The other thing about Christmas in Kiwiland is that everyone takes their holiday in January, when it is warmest; which means the schools break up just before Christmas, work continues right up until Christmas Eve. So Christmas shopping has to happen after hours, and there's little time for baking mince pies or browsing leisurely around the shops. That being said, there are heaps of discounts and sales on just before and after Christmas, and the Boxing Day Sale is something the locals wait for with beady-eyed anticipation. The Kiwis are sale-mad. They go into a frenzy over the possibility of a bargain. Of course, so do poor immigrants. But after vainly trying to negotiate the rabid hordes on Boxing Day in a hot and crowded shopping centre, with miserable whiny children in tow, while the sun was shining and the beach was beckoning, Willem and I decided that there are some Kiwi customs that are just not worth adopting.

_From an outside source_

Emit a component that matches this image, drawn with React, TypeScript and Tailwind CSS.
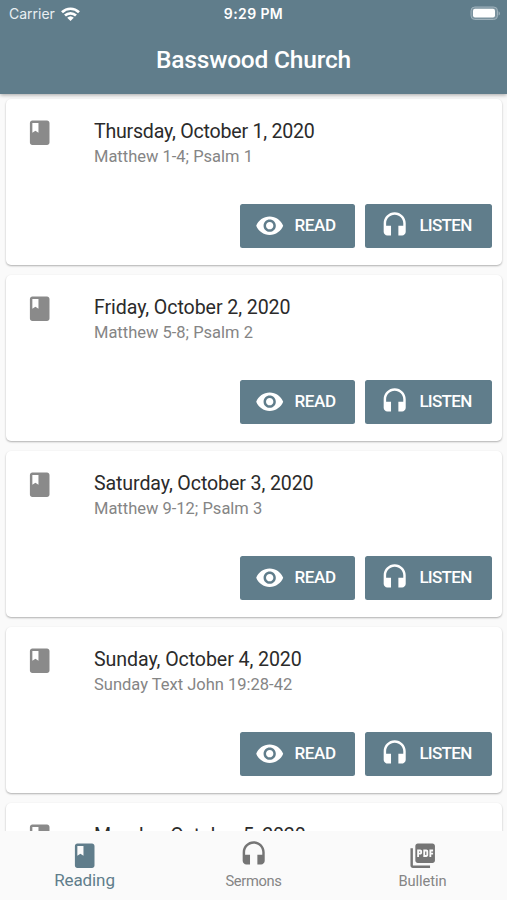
import React from "react";

type IconProps = { d: string; className?: string };

function Icon({ d, className = "" }: IconProps) {
  return (
    <svg viewBox="0 0 24 24" fill="currentColor" className={`size-[29.4px] shrink-0 ${className}`}>
      <path d={d} />
    </svg>
  );
}

const BOOK =
  "M18 2H6c-1.1 0-2 .9-2 2v16c0 1.1.9 2 2 2h12c1.1 0 2-.9 2-2V4c0-1.1-.9-2-2-2zM6 4h5v8l-2.5-1.5L6 12V4z";
const EYE =
  "M12 4.5C7 4.5 2.73 7.61 1 12c1.73 4.39 6 7.5 11 7.5s9.27-3.11 11-7.5c-1.73-4.39-6-7.5-11-7.5zM12 17c-2.76 0-5-2.24-5-5s2.24-5 5-5 5 2.24 5 5-2.24 5-5 5zm0-8c-1.66 0-3 1.34-3 3s1.34 3 3 3 3-1.34 3-3-1.34-3-3-3z";
const HEADSET =
  "M12 1c-4.97 0-9 4.03-9 9v7c0 1.66 1.34 3 3 3h3v-8H5v-2c0-3.87 3.13-7 7-7s7 3.13 7 7v2h-4v8h3c1.66 0 3-1.34 3-3v-7c0-4.97-4.03-9-9-9z";
const PDF =
  "M20 2H8c-1.1 0-2 .9-2 2v12c0 1.1.9 2 2 2h12c1.1 0 2-.9 2-2V4c0-1.1-.9-2-2-2zm-8.5 7.5c0 .83-.67 1.5-1.5 1.5H9v2H7.5V7H10c.83 0 1.5.67 1.5 1.5v1zm5 2c0 .83-.67 1.5-1.5 1.5h-2.5V7H15c.83 0 1.5.67 1.5 1.5v3zm4-3H19v1h1.5V11H19v2h-1.5V7h3v1.5zM9 9.5h1v-1H9v1zM4 6H2v14c0 1.1.9 2 2 2h14v-2H4V6zm10 5.5h1v-3h-1v3z";

const readings = [
  { date: "Thursday, October 1, 2020", text: "Matthew 1-4; Psalm 1", tracking: "tracking-[-0.23px]" },
  { date: "Friday, October 2, 2020", text: "Matthew 5-8; Psalm 2", tracking: "tracking-[-0.08px]" },
  { date: "Saturday, October 3, 2020", text: "Matthew 9-12; Psalm 3", tracking: "tracking-[-0.11px]" },
  { date: "Sunday, October 4, 2020", text: "Sunday Text John 19:28-42", tracking: "tracking-[-0.08px]" },
];

function CardHeading({ date, text, tracking }: { date: string; text?: string; tracking: string }) {
  return (
    <div className="flex">
      <Icon d={BOOK} className="-mt-[1px] ml-[19.3px] text-[#8a8a8a]" />
      <div className="ml-[39.3px] pt-[1px] whitespace-nowrap">
        <h2 className={`text-[19.6px] leading-6 text-[#2b2b2b] ${tracking}`}>{date}</h2>
        {text && <p className="text-[16.5px] leading-[26px] text-[#858585]">{text}</p>}
      </div>
    </div>
  );
}

function ReadingCard({ date, text, tracking }: { date: string; text: string; tracking: string }) {
  return (
    <article className="flex h-[166px] shrink-0 flex-col justify-between rounded-[5px] bg-white pt-5 pr-[10px] pb-[17px] shadow-[0_1px_2px_rgba(0,0,0,0.3)]">
      <CardHeading date={date} text={text} tracking={tracking} />
      <div className="flex justify-end gap-[10px] text-[17px] font-medium text-white">
        <button className="flex h-11 w-[115px] items-center gap-[10px] rounded-[2.5px] bg-[#607d8b] pl-[15px]">
          <Icon d={EYE} />
          <span className="tracking-[-0.35px]">READ</span>
        </button>
        <button className="flex h-11 w-[127px] items-center gap-[10px] rounded-[2.5px] bg-[#607d8b] pl-[15px]">
          <Icon d={HEADSET} />
          <span className="tracking-[-0.7px]">LISTEN</span>
        </button>
      </div>
    </article>
  );
}

export default function App() {
  return (
    <div className="flex h-[900px] w-[507px] flex-col overflow-hidden bg-[#fafafa] font-['Roboto','Liberation_Sans',sans-serif]">
      <header className="z-10 flex h-[94px] shrink-0 flex-col bg-[#607d8b] text-white shadow-[0_1px_4px_rgba(0,0,0,0.35)]">
        <div className="grid h-[27px] grid-cols-3 items-center pr-[7px] pl-[9px] font-['Inter',sans-serif] text-[14px]">
          <div className="flex items-center gap-[6px] text-[#e9eff2]">
            <span>Carrier</span>
            <svg viewBox="0 0 19 14" className="h-[14px] w-[19px]" fill="none" stroke="white" strokeWidth="2.7">
              <path d="M1 5.2a12.2 12.2 0 0 1 17 0" />
              <path d="M4 8.6a8 8 0 0 1 11 0" />
              <path d="M9.5 14 6.2 10.8a4.8 4.8 0 0 1 6.6 0Z" fill="white" stroke="none" />
            </svg>
          </div>
          <span className="-ml-[2px] text-center font-semibold tracking-[0.4px]">9:29 PM</span>
          <svg viewBox="0 0 31 15" className="h-[15px] w-[31px] justify-self-end">
            <rect x="2" y="1" width="26.5" height="12.5" rx="3.8" fill="#7b939f" stroke="#9fb2bc" strokeWidth="1" />
            <rect x="4" y="2.8" width="22" height="8.8" rx="2" fill="white" />
            <path d="M29.6 5.2c1.6.8 1.6 3.6 0 4.4Z" fill="#a5b7c0" />
          </svg>
        </div>
        <h1 className="pt-[17px] text-center text-[24.5px] leading-8 font-medium tracking-[-0.2px]">Basswood Church</h1>
      </header>

      <main className="flex min-h-0 flex-1 flex-col gap-[10px] overflow-hidden pt-[5px] pr-[5px] pl-[6px]">
        {readings.map((r) => (
          <ReadingCard key={r.date} {...r} />
        ))}
        <article className="h-[60px] shrink-0 rounded-t-[5px] bg-white pt-5 shadow-[0_1px_2px_rgba(0,0,0,0.3)]">
          <CardHeading date="Monday, October 5, 2020" tracking="tracking-[-0.17px]" />
        </article>
      </main>

      <nav className="grid h-[69px] shrink-0 grid-cols-3 bg-[#fafafa] text-[#757575]">
        <div className="flex flex-col items-center pt-[10px] text-[#607d8b]">
          <Icon d={BOOK} />
          <span className="text-[17px] leading-[20px] tracking-[-0.1px]">Reading</span>
        </div>
        <div className="flex flex-col items-center pt-[9px]">
          <Icon d={HEADSET} />
          <span className="pt-[1px] text-[14.7px] leading-[23px] tracking-[-0.35px] text-[#858585]">Sermons</span>
        </div>
        <div className="flex flex-col items-center pt-[10px]">
          <Icon d={PDF} />
          <span className="text-[14.7px] leading-[23px] tracking-[-0.1px] text-[#858585]">Bulletin</span>
        </div>
      </nav>
    </div>
  );
}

We'll trade the turkey for a roast duck; we'll sacrifice the gammon for a smoked haunch of ham; and I certainly am very happy to adopt the Kiwi custom of decorating the entire exterior of the house with lots of twinkly lights from early in December - although I draw the line at acquiring, as is popularly done, a copious and kitsch collection of plastic Santa, snowman and reindeer figurines that light up and dance and generally reduce otherwise respectable gardens, roofs and windows to a Christmas equivalent of a Southern trailer park populated by ceramic cactuses and porcelain garden gnomes.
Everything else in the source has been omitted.